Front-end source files
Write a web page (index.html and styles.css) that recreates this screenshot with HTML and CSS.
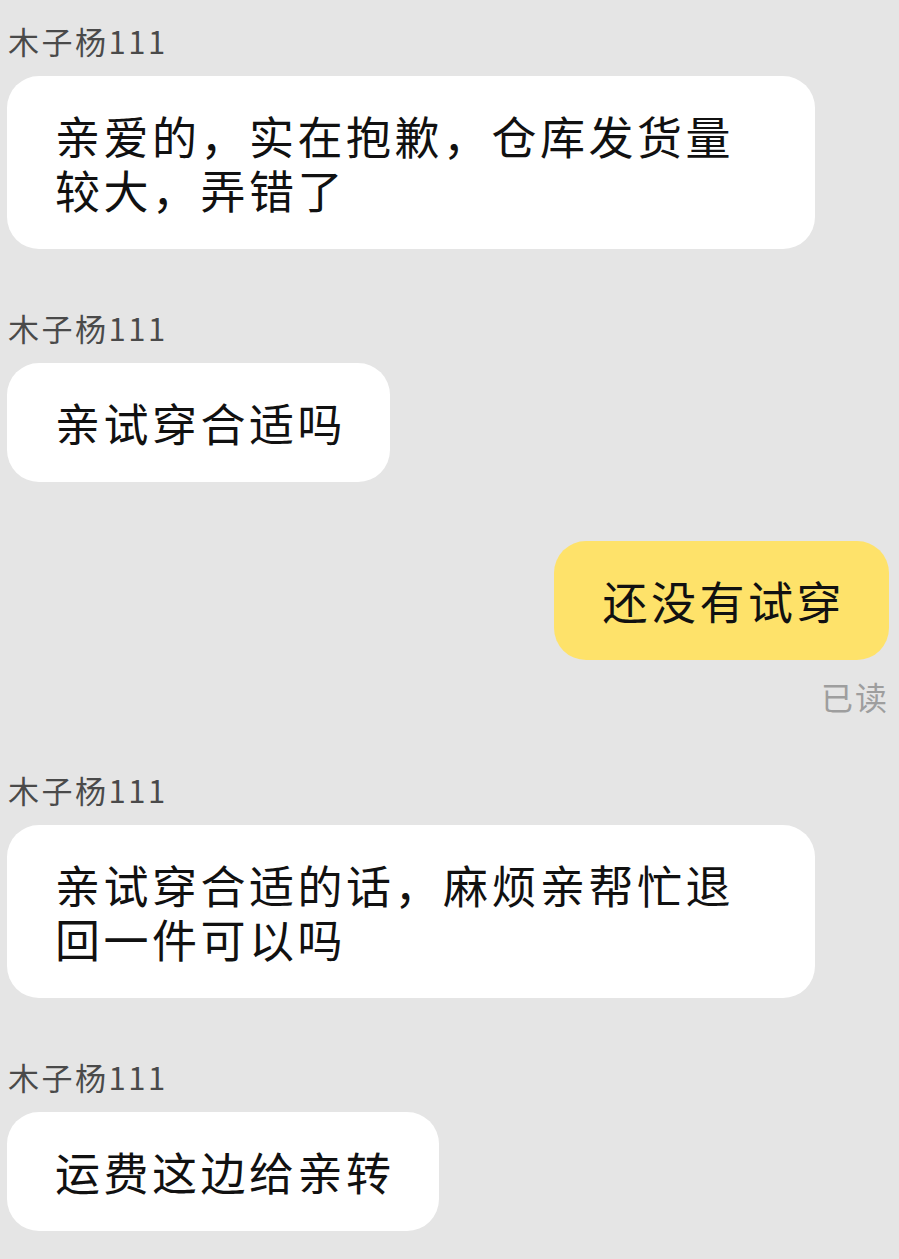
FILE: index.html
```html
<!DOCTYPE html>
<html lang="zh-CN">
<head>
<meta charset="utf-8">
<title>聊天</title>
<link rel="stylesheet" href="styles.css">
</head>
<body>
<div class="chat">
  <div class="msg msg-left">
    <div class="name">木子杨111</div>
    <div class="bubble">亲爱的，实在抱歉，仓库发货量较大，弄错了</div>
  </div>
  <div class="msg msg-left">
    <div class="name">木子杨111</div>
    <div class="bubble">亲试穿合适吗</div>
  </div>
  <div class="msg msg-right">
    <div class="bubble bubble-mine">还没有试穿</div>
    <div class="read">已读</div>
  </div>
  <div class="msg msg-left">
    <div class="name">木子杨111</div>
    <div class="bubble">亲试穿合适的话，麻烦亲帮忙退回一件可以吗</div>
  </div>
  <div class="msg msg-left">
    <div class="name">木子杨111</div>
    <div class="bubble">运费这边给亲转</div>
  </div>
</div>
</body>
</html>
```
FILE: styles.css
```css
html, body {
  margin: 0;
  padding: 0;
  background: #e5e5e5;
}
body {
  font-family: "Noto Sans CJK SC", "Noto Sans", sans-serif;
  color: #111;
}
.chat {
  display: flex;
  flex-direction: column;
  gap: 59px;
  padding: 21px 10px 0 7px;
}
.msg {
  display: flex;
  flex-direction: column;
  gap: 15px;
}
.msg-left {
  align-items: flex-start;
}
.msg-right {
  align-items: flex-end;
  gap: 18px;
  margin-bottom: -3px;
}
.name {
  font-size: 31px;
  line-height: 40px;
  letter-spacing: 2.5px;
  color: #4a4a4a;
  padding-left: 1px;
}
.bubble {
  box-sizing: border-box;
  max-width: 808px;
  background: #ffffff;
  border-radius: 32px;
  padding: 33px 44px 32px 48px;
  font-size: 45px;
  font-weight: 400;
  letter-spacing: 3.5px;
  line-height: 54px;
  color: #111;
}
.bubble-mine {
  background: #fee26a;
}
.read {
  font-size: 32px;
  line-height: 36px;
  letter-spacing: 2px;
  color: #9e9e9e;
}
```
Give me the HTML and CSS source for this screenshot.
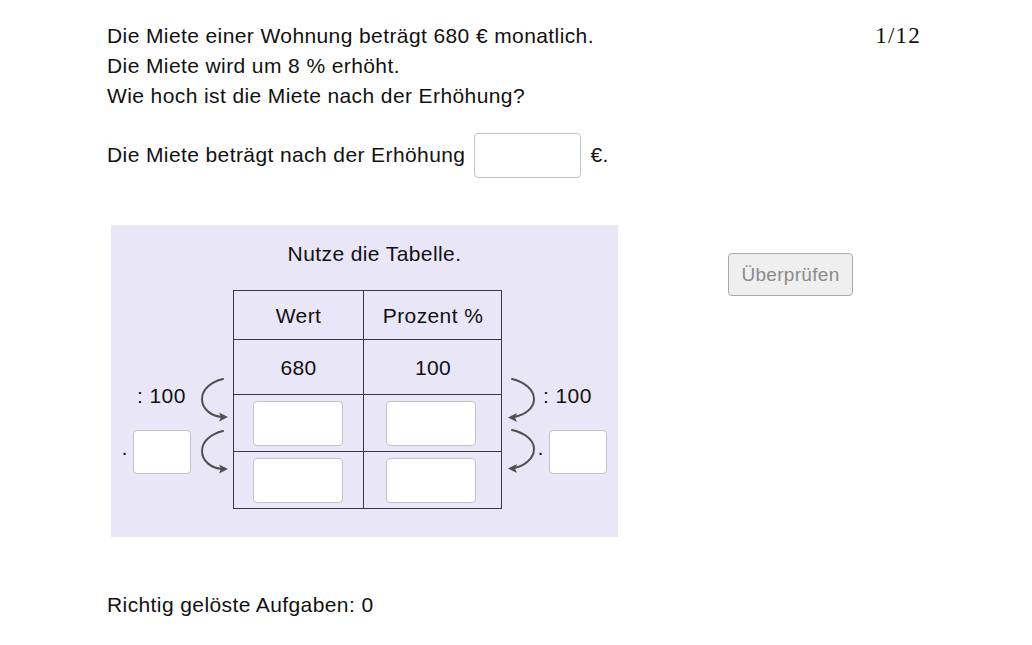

▶ AIM
Quote the data exactly, leaving every image out of the copy.

▶ ANSWER TO THIS EXERCISE
Write a web page (index.html and styles.css) that recreates this screenshot with HTML and CSS.
FILE: index.html
```html
<!DOCTYPE html>
<html lang="zh-CN">
<head>
<meta charset="utf-8">
<title>聊天</title>
<link rel="stylesheet" href="styles.css">
</head>
<body>
<div class="chat">
  <div class="msg msg-left">
    <div class="name">木子杨111</div>
    <div class="bubble">亲爱的，实在抱歉，仓库发货量较大，弄错了</div>
  </div>
  <div class="msg msg-left">
    <div class="name">木子杨111</div>
    <div class="bubble">亲试穿合适吗</div>
  </div>
  <div class="msg msg-right">
    <div class="bubble bubble-mine">还没有试穿</div>
    <div class="read">已读</div>
  </div>
  <div class="msg msg-left">
    <div class="name">木子杨111</div>
    <div class="bubble">亲试穿合适的话，麻烦亲帮忙退回一件可以吗</div>
  </div>
  <div class="msg msg-left">
    <div class="name">木子杨111</div>
    <div class="bubble">运费这边给亲转</div>
  </div>
</div>
</body>
</html>
```
FILE: styles.css
```css
html, body {
  margin: 0;
  padding: 0;
  background: #e5e5e5;
}
body {
  font-family: "Noto Sans CJK SC", "Noto Sans", sans-serif;
  color: #111;
}
.chat {
  display: flex;
  flex-direction: column;
  gap: 59px;
  padding: 21px 10px 0 7px;
}
.msg {
  display: flex;
  flex-direction: column;
  gap: 15px;
}
.msg-left {
  align-items: flex-start;
}
.msg-right {
  align-items: flex-end;
  gap: 18px;
  margin-bottom: -3px;
}
.name {
  font-size: 31px;
  line-height: 40px;
  letter-spacing: 2.5px;
  color: #4a4a4a;
  padding-left: 1px;
}
.bubble {
  box-sizing: border-box;
  max-width: 808px;
  background: #ffffff;
  border-radius: 32px;
  padding: 33px 44px 32px 48px;
  font-size: 45px;
  font-weight: 400;
  letter-spacing: 3.5px;
  line-height: 54px;
  color: #111;
}
.bubble-mine {
  background: #fee26a;
}
.read {
  font-size: 32px;
  line-height: 36px;
  letter-spacing: 2px;
  color: #9e9e9e;
}
```
Give me the HTML and CSS source for this screenshot.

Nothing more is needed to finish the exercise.